== REQUIRED WORK ==
Output every line of the material exactly, omitting images.

━━━━━ DATA EXTRACT ━━━━━

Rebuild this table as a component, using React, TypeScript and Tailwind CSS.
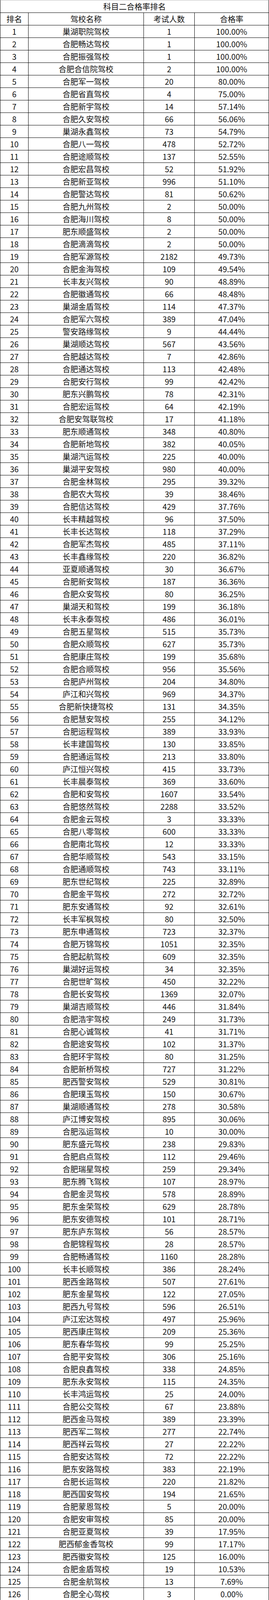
const raw = `巢湖职院驾校 1 100.00%
合肥畅达驾校 1 100.00%
合肥振强驾校 1 100.00%
合肥合信院驾校 2 100.00%
合肥军一驾校 20 80.00%
合肥省直驾校 4 75.00%
合肥新宇驾校 14 57.14%
合肥久安驾校 66 56.06%
巢湖永鑫驾校 73 54.79%
合肥八一驾校 478 52.72%
合肥途顺驾校 137 52.55%
合肥宏昌驾校 52 51.92%
合肥新亚驾校 996 51.10%
合肥警达驾校 81 50.62%
合肥九州驾校 2 50.00%
合肥海川驾校 8 50.00%
肥东顺盛驾校 2 50.00%
合肥滴滴驾校 2 50.00%
合肥军源驾校 2182 49.73%
合肥金海驾校 109 49.54%
长丰友兴驾校 90 48.89%
合肥徽通驾校 66 48.48%
巢湖金盾驾校 114 47.37%
合肥军六驾校 389 47.04%
警安路缘驾校 9 44.44%
巢湖顺达驾校 567 43.56%
合肥越达驾校 7 42.86%
合肥通达驾校 113 42.48%
合肥安行驾校 99 42.42%
肥东兴鹏驾校 78 42.31%
合肥宏运驾校 64 42.19%
合肥安驾联驾校 17 41.18%
肥东顺通驾校 348 40.80%
合肥新地驾校 382 40.05%
巢湖汽运驾校 225 40.00%
巢湖平安驾校 980 40.00%
合肥金林驾校 295 39.32%
合肥农大驾校 39 38.46%
合肥信达驾校 429 37.76%
长丰精越驾校 96 37.50%
长丰长达驾校 118 37.29%
合肥军杰驾校 485 37.11%
长丰鑫缘驾校 220 36.82%
亚夏顺通驾校 30 36.67%
合肥新安驾校 187 36.36%
合肥众安驾校 80 36.25%
巢湖天和驾校 199 36.18%
长丰永泰驾校 486 36.01%
合肥五星驾校 515 35.73%
合肥众顺驾校 627 35.73%
合肥康庄驾校 199 35.68%
合肥合顺驾校 956 35.56%
合肥庐州驾校 204 34.80%
庐江和兴驾校 969 34.37%
合肥新快捷驾校 131 34.35%
合肥慧安驾校 255 34.12%
合肥运程驾校 389 33.93%
长丰建国驾校 130 33.85%
合肥通运驾校 213 33.80%
庐江恒兴驾校 415 33.73%
长丰晨泰驾校 369 33.60%
合肥和安驾校 1607 33.54%
合肥悠然驾校 2288 33.52%
合肥金云驾校 3 33.33%
合肥八零驾校 600 33.33%
合肥南北驾校 12 33.33%
合肥华顺驾校 543 33.15%
合肥通顺驾校 743 33.11%
肥东世纪驾校 225 32.89%
合肥金平驾校 272 32.72%
肥东安通驾校 92 32.61%
长丰军枫驾校 80 32.50%
肥东申通驾校 723 32.37%
合肥万锦驾校 1051 32.35%
合肥起航驾校 609 32.35%
巢湖好运驾校 34 32.35%
合肥世旷驾校 450 32.22%
合肥长安驾校 1369 32.07%
巢湖吉顺驾校 446 31.84%
合肥浩宇驾校 249 31.73%
合肥心诚驾校 41 31.71%
合肥途安驾校 102 31.37%
合肥环宇驾校 80 31.25%
合肥新桥驾校 727 31.22%
肥西警安驾校 529 30.81%
合肥璞玉驾校 150 30.67%
巢湖顺通驾校 278 30.58%
庐江博安驾校 895 30.06%
合肥泓运驾校 10 30.00%
肥东盛元驾校 238 29.83%
合肥启点驾校 112 29.46%
合肥瑞星驾校 259 29.34%
肥东腾飞驾校 107 28.97%
合肥金灵驾校 578 28.89%
肥东金荣驾校 629 28.78%
肥东安德驾校 101 28.71%
肥东庐东驾校 56 28.57%
合肥锦程驾校 28 28.57%
合肥畅通驾校 1160 28.28%
长丰长顺驾校 386 28.24%
肥西金路驾校 507 27.61%
肥东金星驾校 122 27.05%
肥西九号驾校 596 26.51%
庐江宏达驾校 497 25.96%
肥西康庄驾校 209 25.36%
肥东春华驾校 99 25.25%
合肥平安驾校 306 25.16%
合肥良鑫驾校 338 24.85%
肥东永安驾校 115 24.35%
长丰鸿运驾校 25 24.00%
合肥公交驾校 67 23.88%
肥西金马驾校 389 23.39%
肥西军二驾校 277 22.74%
肥西祥云驾校 27 22.22%
合肥安达驾校 72 22.22%
肥东安路驾校 383 22.19%
合肥长运驾校 220 21.82%
肥西国安驾校 194 21.65%
合肥蒙恩驾校 5 20.00%
合肥安审驾校 85 20.00%
合肥亚夏驾校 39 17.95%
肥西郁金香驾校 99 17.17%
肥西徽安驾校 125 16.00%
合肥金盾驾校 19 10.53%
合肥金航驾校 13 7.69%
合肥全心驾校 3 0.00%`;

const rows = raw.split("\n").map((line) => line.split(" "));

function Row({ cells }: { cells: string[] }) {
  return (
    <div className="box-border flex h-[32px] overflow-hidden border-b border-black">
      <div className="box-border flex w-[72px] shrink-0 items-center justify-center border-r border-black">
        {cells[0]}
      </div>
      <div className="box-border flex w-[295px] shrink-0 items-center justify-center border-r border-black">
        {cells[1]}
      </div>
      <div className="box-border flex w-[130px] shrink-0 items-center justify-center border-r border-black">
        {cells[2]}
      </div>
      <div className="flex flex-1 items-center justify-center">{cells[3]}</div>
    </div>
  );
}

export default function App() {
  return (
    <div
      className="box-border w-[688px] border-x border-t border-black border-t-[#bbbbbb] bg-white text-[20px] leading-none text-[#111]"
      style={{ fontFamily: '"Noto Sans CJK SC", "Noto Sans", sans-serif' }}
    >
      <div className="box-border flex h-[32px] items-center justify-center border-b border-black">
        科目二合格率排名
      </div>
      <Row cells={["排名", "驾校名称", "考试人数", "合格率"]} />
      {rows.map((r, i) => (
        <Row key={i} cells={[String(i + 1), r[0], r[1], r[2]]} />
      ))}
    </div>
  );
}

━━━━━

== RESULT FOR THIS TASK ==
Rebuild this table as a component, using React, TypeScript and Tailwind CSS.
const raw = `巢湖职院驾校 1 100.00%
合肥畅达驾校 1 100.00%
合肥振强驾校 1 100.00%
合肥合信院驾校 2 100.00%
合肥军一驾校 20 80.00%
合肥省直驾校 4 75.00%
合肥新宇驾校 14 57.14%
合肥久安驾校 66 56.06%
巢湖永鑫驾校 73 54.79%
合肥八一驾校 478 52.72%
合肥途顺驾校 137 52.55%
合肥宏昌驾校 52 51.92%
合肥新亚驾校 996 51.10%
合肥警达驾校 81 50.62%
合肥九州驾校 2 50.00%
合肥海川驾校 8 50.00%
肥东顺盛驾校 2 50.00%
合肥滴滴驾校 2 50.00%
合肥军源驾校 2182 49.73%
合肥金海驾校 109 49.54%
长丰友兴驾校 90 48.89%
合肥徽通驾校 66 48.48%
巢湖金盾驾校 114 47.37%
合肥军六驾校 389 47.04%
警安路缘驾校 9 44.44%
巢湖顺达驾校 567 43.56%
合肥越达驾校 7 42.86%
合肥通达驾校 113 42.48%
合肥安行驾校 99 42.42%
肥东兴鹏驾校 78 42.31%
合肥宏运驾校 64 42.19%
合肥安驾联驾校 17 41.18%
肥东顺通驾校 348 40.80%
合肥新地驾校 382 40.05%
巢湖汽运驾校 225 40.00%
巢湖平安驾校 980 40.00%
合肥金林驾校 295 39.32%
合肥农大驾校 39 38.46%
合肥信达驾校 429 37.76%
长丰精越驾校 96 37.50%
长丰长达驾校 118 37.29%
合肥军杰驾校 485 37.11%
长丰鑫缘驾校 220 36.82%
亚夏顺通驾校 30 36.67%
合肥新安驾校 187 36.36%
合肥众安驾校 80 36.25%
巢湖天和驾校 199 36.18%
长丰永泰驾校 486 36.01%
合肥五星驾校 515 35.73%
合肥众顺驾校 627 35.73%
合肥康庄驾校 199 35.68%
合肥合顺驾校 956 35.56%
合肥庐州驾校 204 34.80%
庐江和兴驾校 969 34.37%
合肥新快捷驾校 131 34.35%
合肥慧安驾校 255 34.12%
合肥运程驾校 389 33.93%
长丰建国驾校 130 33.85%
合肥通运驾校 213 33.80%
庐江恒兴驾校 415 33.73%
长丰晨泰驾校 369 33.60%
合肥和安驾校 1607 33.54%
合肥悠然驾校 2288 33.52%
合肥金云驾校 3 33.33%
合肥八零驾校 600 33.33%
合肥南北驾校 12 33.33%
合肥华顺驾校 543 33.15%
合肥通顺驾校 743 33.11%
肥东世纪驾校 225 32.89%
合肥金平驾校 272 32.72%
肥东安通驾校 92 32.61%
长丰军枫驾校 80 32.50%
肥东申通驾校 723 32.37%
合肥万锦驾校 1051 32.35%
合肥起航驾校 609 32.35%
巢湖好运驾校 34 32.35%
合肥世旷驾校 450 32.22%
合肥长安驾校 1369 32.07%
巢湖吉顺驾校 446 31.84%
合肥浩宇驾校 249 31.73%
合肥心诚驾校 41 31.71%
合肥途安驾校 102 31.37%
合肥环宇驾校 80 31.25%
合肥新桥驾校 727 31.22%
肥西警安驾校 529 30.81%
合肥璞玉驾校 150 30.67%
巢湖顺通驾校 278 30.58%
庐江博安驾校 895 30.06%
合肥泓运驾校 10 30.00%
肥东盛元驾校 238 29.83%
合肥启点驾校 112 29.46%
合肥瑞星驾校 259 29.34%
肥东腾飞驾校 107 28.97%
合肥金灵驾校 578 28.89%
肥东金荣驾校 629 28.78%
肥东安德驾校 101 28.71%
肥东庐东驾校 56 28.57%
合肥锦程驾校 28 28.57%
合肥畅通驾校 1160 28.28%
长丰长顺驾校 386 28.24%
肥西金路驾校 507 27.61%
肥东金星驾校 122 27.05%
肥西九号驾校 596 26.51%
庐江宏达驾校 497 25.96%
肥西康庄驾校 209 25.36%
肥东春华驾校 99 25.25%
合肥平安驾校 306 25.16%
合肥良鑫驾校 338 24.85%
肥东永安驾校 115 24.35%
长丰鸿运驾校 25 24.00%
合肥公交驾校 67 23.88%
肥西金马驾校 389 23.39%
肥西军二驾校 277 22.74%
肥西祥云驾校 27 22.22%
合肥安达驾校 72 22.22%
肥东安路驾校 383 22.19%
合肥长运驾校 220 21.82%
肥西国安驾校 194 21.65%
合肥蒙恩驾校 5 20.00%
合肥安审驾校 85 20.00%
合肥亚夏驾校 39 17.95%
肥西郁金香驾校 99 17.17%
肥西徽安驾校 125 16.00%
合肥金盾驾校 19 10.53%
合肥金航驾校 13 7.69%
合肥全心驾校 3 0.00%`;

const rows = raw.split("\n").map((line) => line.split(" "));

function Row({ cells }: { cells: string[] }) {
  return (
    <div className="box-border flex h-[32px] overflow-hidden border-b border-black">
      <div className="box-border flex w-[72px] shrink-0 items-center justify-center border-r border-black">
        {cells[0]}
      </div>
      <div className="box-border flex w-[295px] shrink-0 items-center justify-center border-r border-black">
        {cells[1]}
      </div>
      <div className="box-border flex w-[130px] shrink-0 items-center justify-center border-r border-black">
        {cells[2]}
      </div>
      <div className="flex flex-1 items-center justify-center">{cells[3]}</div>
    </div>
  );
}

export default function App() {
  return (
    <div
      className="box-border w-[688px] border-x border-t border-black border-t-[#bbbbbb] bg-white text-[20px] leading-none text-[#111]"
      style={{ fontFamily: '"Noto Sans CJK SC", "Noto Sans", sans-serif' }}
    >
      <div className="box-border flex h-[32px] items-center justify-center border-b border-black">
        科目二合格率排名
      </div>
      <Row cells={["排名", "驾校名称", "考试人数", "合格率"]} />
      {rows.map((r, i) => (
        <Row key={i} cells={[String(i + 1), r[0], r[1], r[2]]} />
      ))}
    </div>
  );
}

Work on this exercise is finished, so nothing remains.